Stone gardens existed in Japan at least since the Heian period (794–1185). These early gardens were described in the first manual of Japanese gardens, Sakuteiki ("Records of Garden Keeping"), written at the end of the 11th century by Tachibana no Toshitsuna (1028–1094). They adapted the Chinese garden philosophy of the Song dynasty (960–1279), where groups of rocks symbolized Mount Penglai, the legendary mountain-island home of the Eight Immortals in Chinese mythology, known in Japanese as Horai. The Sakuteiki described exactly how rocks should be placed. In one passage, he wrote:

"In a place where there is neither a lake or a stream, one can put in place what is called a kare-sansui, or dry landscape". This kind of garden featured either rocks placed upright like mountains, or laid out in a miniature landscape of hills and ravines, with few plants. He described several other styles of rock garden, which usually included a stream or pond, including the great river style, the mountain river style, and the marsh style. The ocean style featured rocks that appeared to have been eroded by waves, surrounded by a bank of white sand, like a beach.

White sand and gravel had long been a feature of Japanese gardens. In the Shinto religion, it was used to symbolize purity, and was used around shrines, temples, and palaces. In Zen gardens, it represents water, or, like the white space in Japanese paintings, emptiness and distance. They are places of meditation.[citation needed]

The Muromachi period in Japan, which took place at roughly the same time as the Renaissance in Europe, was characterized by political rivalries which frequently led to wars, but also by an extraordinary flourishing of Japanese culture.
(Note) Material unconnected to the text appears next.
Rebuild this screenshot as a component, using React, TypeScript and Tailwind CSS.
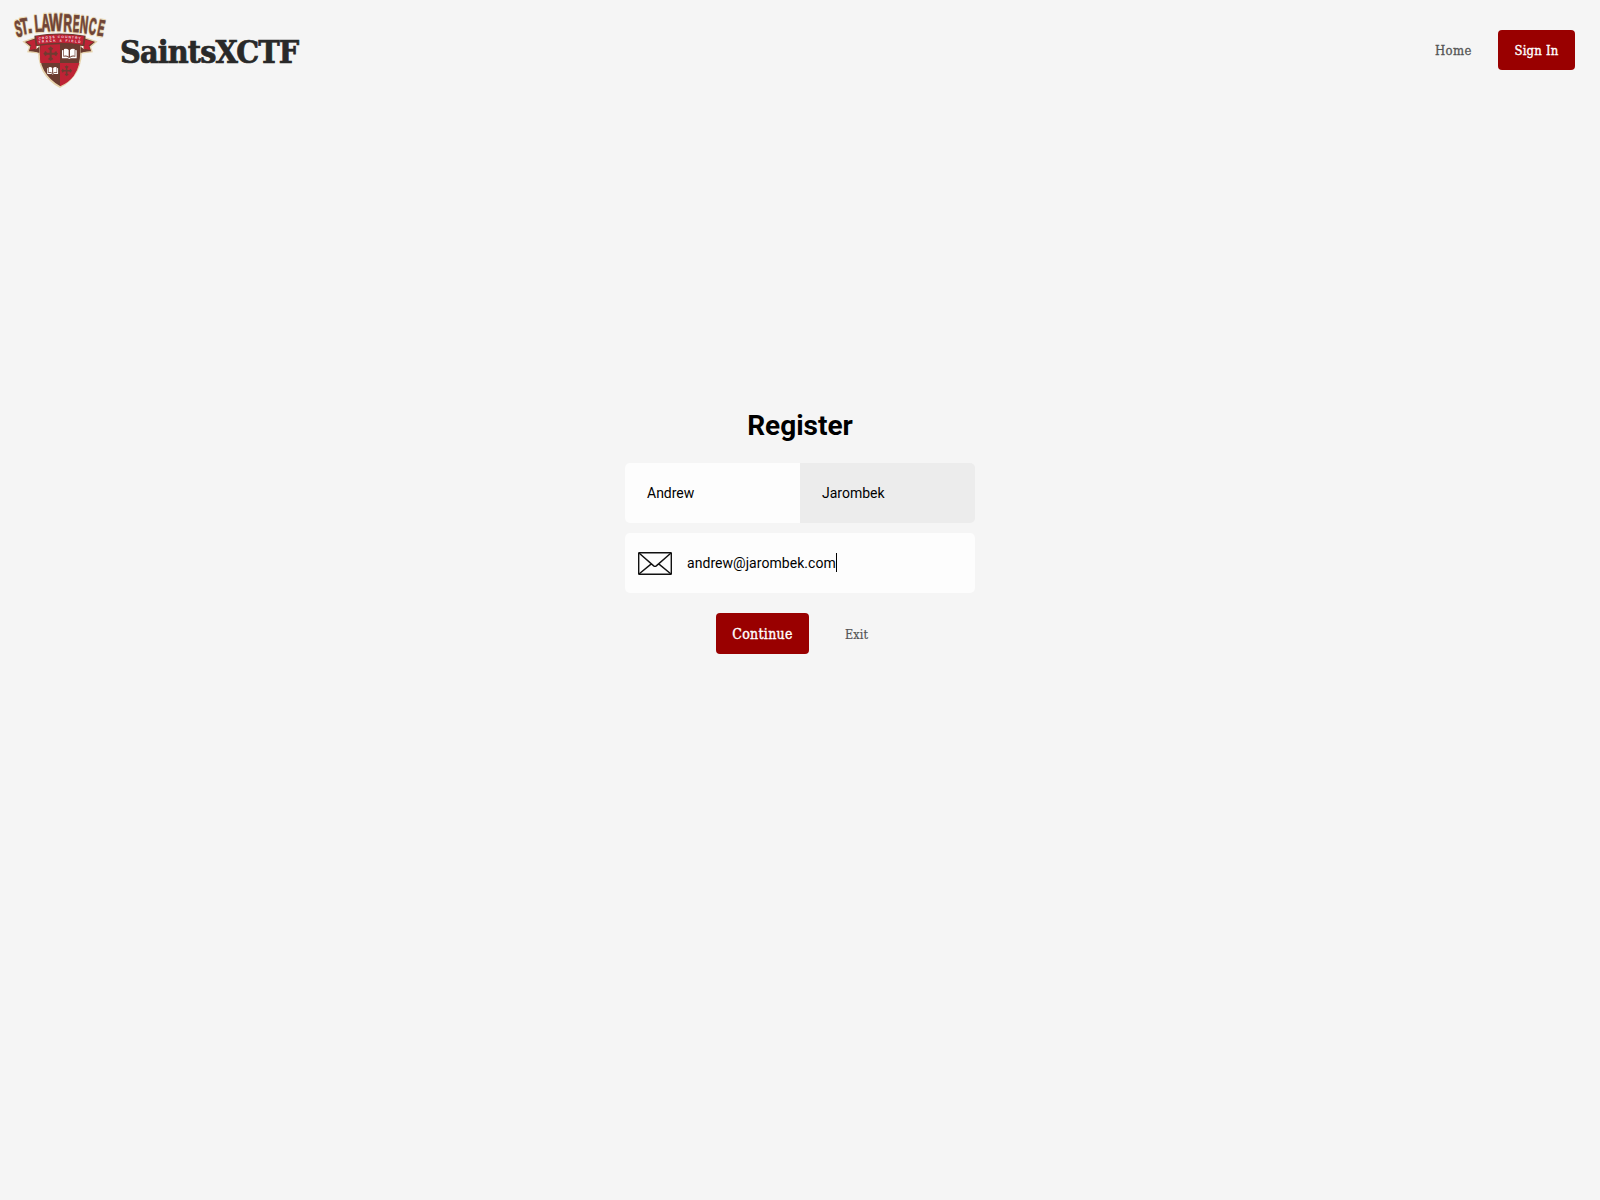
const letters: [string, number, number, number, number, number][] = [
  // glyph, centre x, baseline y, width, height, rotation
  ['S', 60, 109, 20, 47, -12],
  ['T', 77, 102, 22, 47, -9],
  ['.', 92, 98, 14, 48, -6],
  ['L', 117, 95, 22, 49, -5],
  ['A', 138, 94, 26, 51, -3],
  ['W', 168, 93, 40, 51, -1],
  ['R', 203, 94, 26, 50, 1],
  ['E', 227, 96, 19, 50, 4],
  ['N', 250, 99, 24, 50, 6],
  ['C', 275, 103, 22, 48, 8],
  ['E', 299, 107, 20, 47, 11],
];
const advance: Record<string, number> = { S: 66.7, T: 61, '.': 27.8, L: 61, A: 72.2, W: 94.4, R: 72.2, E: 66.7, N: 72.2, C: 72.2 };

function Letters({ outline }: { outline?: boolean }) {
  return (
    <g fontFamily="Liberation Sans" fontWeight="700" fontSize="100" textAnchor="middle" fill={outline ? '#ead9b5' : '#6f4436'} stroke={outline ? '#ead9b5' : '#6f4436'} strokeWidth={outline ? 2.5 : 0.6} strokeLinejoin="round">
      {letters.map(([c, x, y, w, h, r], i) => (
        <text key={i} vectorEffect="non-scaling-stroke" transform={`translate(${x} ${y}) rotate(${r}) scale(${w / advance[c]} ${h / 69})`}>{c}</text>
      ))}
    </g>
  );
}

function Book({ x, y, s }: { x: number; y: number; s: number }) {
  return (
    <g transform={`translate(${x} ${y}) scale(${s})`}>
      <path d="M-22-10l4-1v20q10-2 16 3h4q6-5 16-3v-20l4 1v24h-18l-4 2-4-2h-18z" fill="#fff" />
      <path d="M-16-14q9-3 14 3v20q-6-5-14-3zM16-14q-9-3-14 3v20q6-5 14-3z" fill="#fff" />
    </g>
  );
}

function Cross({ x, y, s }: { x: number; y: number; s: number }) {
  return (
    <g transform={`translate(${x} ${y}) scale(${s})`} fill="#6f3b31">
      <path d="M-3-15h6v12h12v6h-12v12h-6v-12h-12v-6h12z" />
      <path d="M0-22l4 4 4 1-3 5H-5l-3-5 4-1zM0 22l4-4 4-1-3-5H-5l-3 5 4 1zM-22 0l4-4 1-4 5 3v10l-5 3-1-4zM22 0l-4-4-1-4-5 3v10l5 3 1-4z" />
    </g>
  );
}

function Logo() {
  return (
    <svg viewBox="0 0 360 300" className="h-[100px] w-[120px] shrink-0">
      <path d="M117 128Q113 183 130 213Q147 243 180 261Q213 243 230 213Q247 183 243 128z" fill="#6b3b30" stroke="#e6d3ac" strokeWidth="5" />
      <path d="M122 132h58v57h-59q-3-28 1-57zM180 189h58q-5 22-17 39-15 20-41 31z" fill="#be2335" />
      <path d="M71 125l38-13v34l3 12-28-3 5-15zM289 125l-38-13v34l-3 12 28-3-5-15z" stroke="#e6d3ac" strokeWidth="4" fill="#6b3b30" />
      <path d="M79 126l30-9v29l-20 4 5-14zM281 126l-30-9v29l20 4-5-14z" fill="#be2335" />
      <path d="M100 153l18-13v19zM260 153l-18-13v19z" fill="#6b3b30" />
      <Letters outline />
      <path d="M103 107Q180 94 257 107L253 139Q180 126 107 139z" fill="#6b3b30" />
      <path d="M108 109Q180 98 252 109L248 134Q180 123 112 134z" fill="#be2335" />
      <Letters />
      <g fontFamily="Liberation Sans" fontWeight="700" fontSize="10" fill="#f6dfe0">
        <path id="banner-top" d="M116 119Q180 109 245 119" fill="none" />
        <path id="banner-bottom" d="M116 130Q180 120 245 130" fill="none" />
        <text textLength="126"><textPath href="#banner-top">CROSS COUNTRY</textPath></text>
        <text textLength="126"><textPath href="#banner-bottom">TRACK &amp; FIELD</textPath></text>
      </g>
      <Cross x={152} y={161} s={1} />
      <Cross x={200} y={212} s={0.75} />
      <Book x={208} y={161} s={1} />
      <Book x={158} y={212} s={0.74} />
    </svg>
  );
}

function Envelope() {
  return (
    <svg viewBox="0 0 34 23" className="h-[23px] w-[34px]" fill="none" stroke="#111" strokeWidth="1.4" strokeLinejoin="round">
      <rect x=".7" y=".7" width="32.6" height="21.6" rx=".5" />
      <path d="M1 1l14.7 12.9q1.3 1 2.6 0L33 1M1 22l12.6-10.4M33 22l-12.6-10.4" />
    </svg>
  );
}

const slab = "font-['Roboto_Slab','DejaVu_Serif_Condensed','DejaVu_Serif',serif]";

export default function App() {
  return (
    <div className="flex h-[1200px] w-[1600px] flex-col overflow-hidden bg-[#f5f5f5] font-[Roboto,sans-serif] text-black">
      <header className={`flex h-[100px] items-center ${slab}`}>
        <Logo />
        <h1 className="mt-[3px] text-[32px] leading-10 font-bold tracking-[-0.9px] text-[#292929] [-webkit-text-stroke:0.7px_#292929]">SaintsXCTF</h1>
        <nav className="mr-[25px] ml-auto flex items-center">
          <a className="mt-px mr-[25px] w-[38px] text-[13px] tracking-[0.4px] whitespace-nowrap text-[#555] [-webkit-text-stroke:0.3px_#555]">Home</a>
          <button className="h-10 w-[77px] rounded bg-[#990000] pt-px text-[13px] tracking-[0.2px] whitespace-nowrap text-white [-webkit-text-stroke:0.35px_white]">Sign In</button>
        </nav>
      </header>
      <main className="mx-auto flex w-[350px] flex-col pt-[306px]">
        <h2 className="h-[57px] text-center text-[28px] leading-10 font-bold">Register</h2>
        <div className="flex h-[60px] overflow-hidden rounded-[5px] text-[14px]">
          <div className="flex w-1/2 items-center bg-[#fdfdfd] pl-[22px]">Andrew</div>
          <div className="flex w-1/2 items-center bg-[#ececec] pl-[22px]">Jarombek</div>
        </div>
        <div className="mt-[10px] flex h-[60px] items-center rounded-[5px] bg-[#fdfdfd] pl-[13px] text-[14px]">
          <Envelope />
          <span className="ml-[15px] tracking-[0.05px]">andrew@jarombek.com</span>
          <span className="-mt-px h-[19px] w-px bg-black" />
        </div>
        <div className={`mt-5 ml-[91px] flex items-center ${slab}`}>
          <button className="h-[41px] w-[93px] rounded bg-[#990000] pt-px text-[14px] tracking-[0.3px] text-white [-webkit-text-stroke:0.35px_white]">Continue</button>
          <a className="mt-[3px] ml-[36px] text-[12.5px] tracking-[0.1px] text-[#555] [-webkit-text-stroke:0.2px_#555]">Exit</a>
        </div>
      </main>
    </div>
  );
}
It saw the beginning of Noh theater, the Japanese tea ceremony, the shoin style of Japanese architecture, and the Zen garden.

Zen Buddhism was introduced into Japan at the end of the 12th century, and quickly achieved a wide following, particularly among the Samurai class and war lords, who admired its doctrine of self-discipline. The gardens of the early Zen temples in Japan resembled Chinese gardens of the time, with lakes and islands. But in Kyoto in the 14th and 15th century, a new kind of garden appeared at the important Zen temples. These Zen gardens were designed to stimulate meditation. "Nature, if you made it expressive by reducing it to its abstract forms, could transmit the most profound thoughts by its simple presence", Michel Baridon wrote. "The compositions of stone, already common in China, became in Japan, veritable petrified landscapes, which seemed suspended in time, as in certain moments of Noh theater, which dates to the same period."

The first garden to begin the transition to the new style is considered by many experts to be Saihō-ji, "The Temple of the Perfumes of the West", popularly known as Koke-dera, the Moss Temple, in the western part of Kyoto. The Buddhist monk and Zen master Musō Kokushi transformed a Buddhist temple into a Zen monastery in 1334, and built the gardens. The lower garden of Saihō-ji is in the traditional Heian period style; a pond with several rock compositions representing islands. The upper garden is a dry rock garden which features three rock "islands". The first, called Kameshima, the island of the turtle, resembles a turtle swimming in a "lake" of moss. The second, Zazen-seki, is a flat "meditation rock," which is believed to radiate calm and silence; and the third is the kare-taki, a dry "waterfall" composed of a stairway of flat granite rocks. The moss which now surrounds the rocks and represents water, was not part of the original garden plan; it grew several centuries later when the garden was left untended, but now is the most famous feature of the garden.

Muso Kokushi built another temple garden at Tenryū-ji, the "Temple of the Celestial Dragon". This garden appears to have been strongly influenced by Chinese landscape painting of the Song dynasty, which feature mountains rising in the mist, and a suggestion of great depth and height. The garden at Tenryū-ji has a real pond with water and a dry waterfall of rocks looking like a Chinese landscape. Saihō-ji and Tenryū-ji show the transition from the Heian style garden toward a more abstract and stylized view of nature.